Large string manipulations are a bit tricky in Tableau. They can be inefficient, as they are processed in Tableau (as you already know). Thinking outside the box, is there another approach to procuring the data? Perhaps an ETL process into a cloud data source (Redshift, SQL Svr on Azure, etc...) Using a tool such as Informatica cloud to run regular ETL processes on a schedule into a cloud datasource, then pulling into Tableau is much more enterprise ready, scalable solution.
I'm not sure what processing the ETL in a cloud has to do with this. The problem here is happening all post transformation and just when the data is being loaded into Tableau.
In the data example I posted above I would have 1,000 unique locations that I want to be able to visualize in Tableau. Whether or not that data is being pulled in from a WDC or a cloud datasource there isn't a difference in scalability. This just seems like a bug specific to WDC where this string processing is doing something much more intensive than it should be.
Here's a link to a great blog by Interworks with regards to performance: https://www.interworks.com/blog/bfair/2015/02/23/tableau-performance-checklist
Tableau Online Help: Create Efficient Calculations
Do you have a sample of the calc you are doing against this data?
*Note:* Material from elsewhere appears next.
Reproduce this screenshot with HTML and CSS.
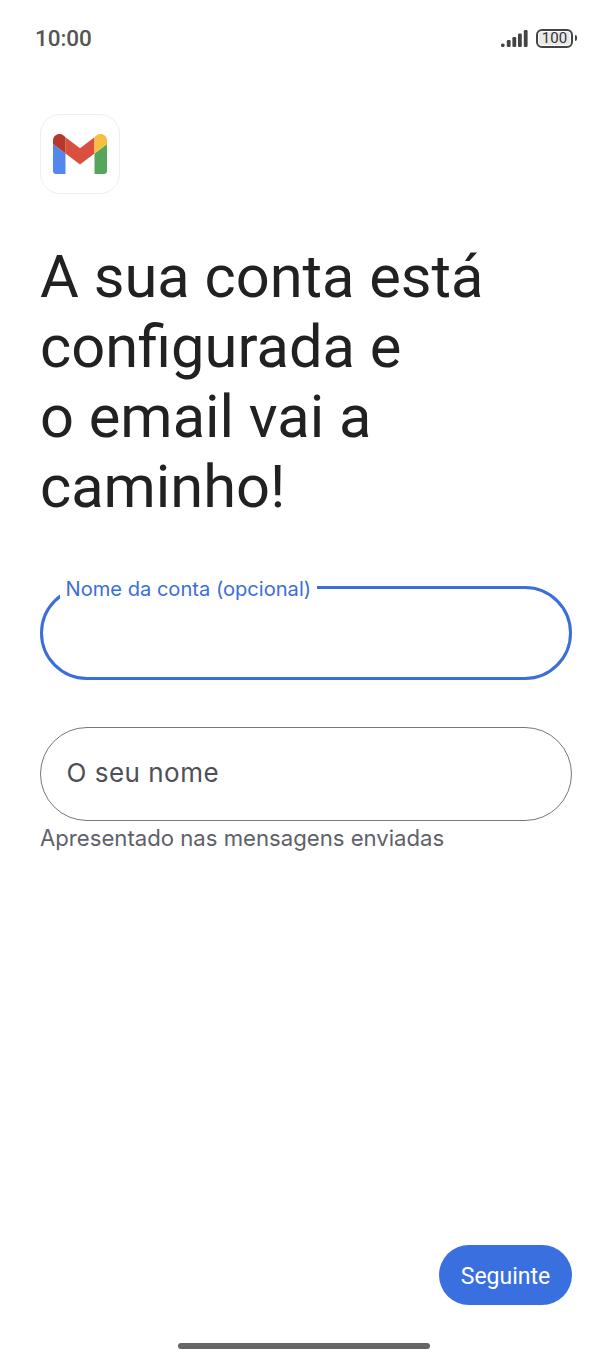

There are no calculations happening here. I am not performing any string manipulations. The 8 minutes of processing occurs just when importing the data from the WDC as a new data source. This is before being able to see the preview of the data and before using the data in a sheet.
Like I mentioned in my original post, this is after we call appendRows. So we have ALL of the prepared data at that point already. All we want to do is get it into Tableau. And it takes 8 minutes just to get the raw data in.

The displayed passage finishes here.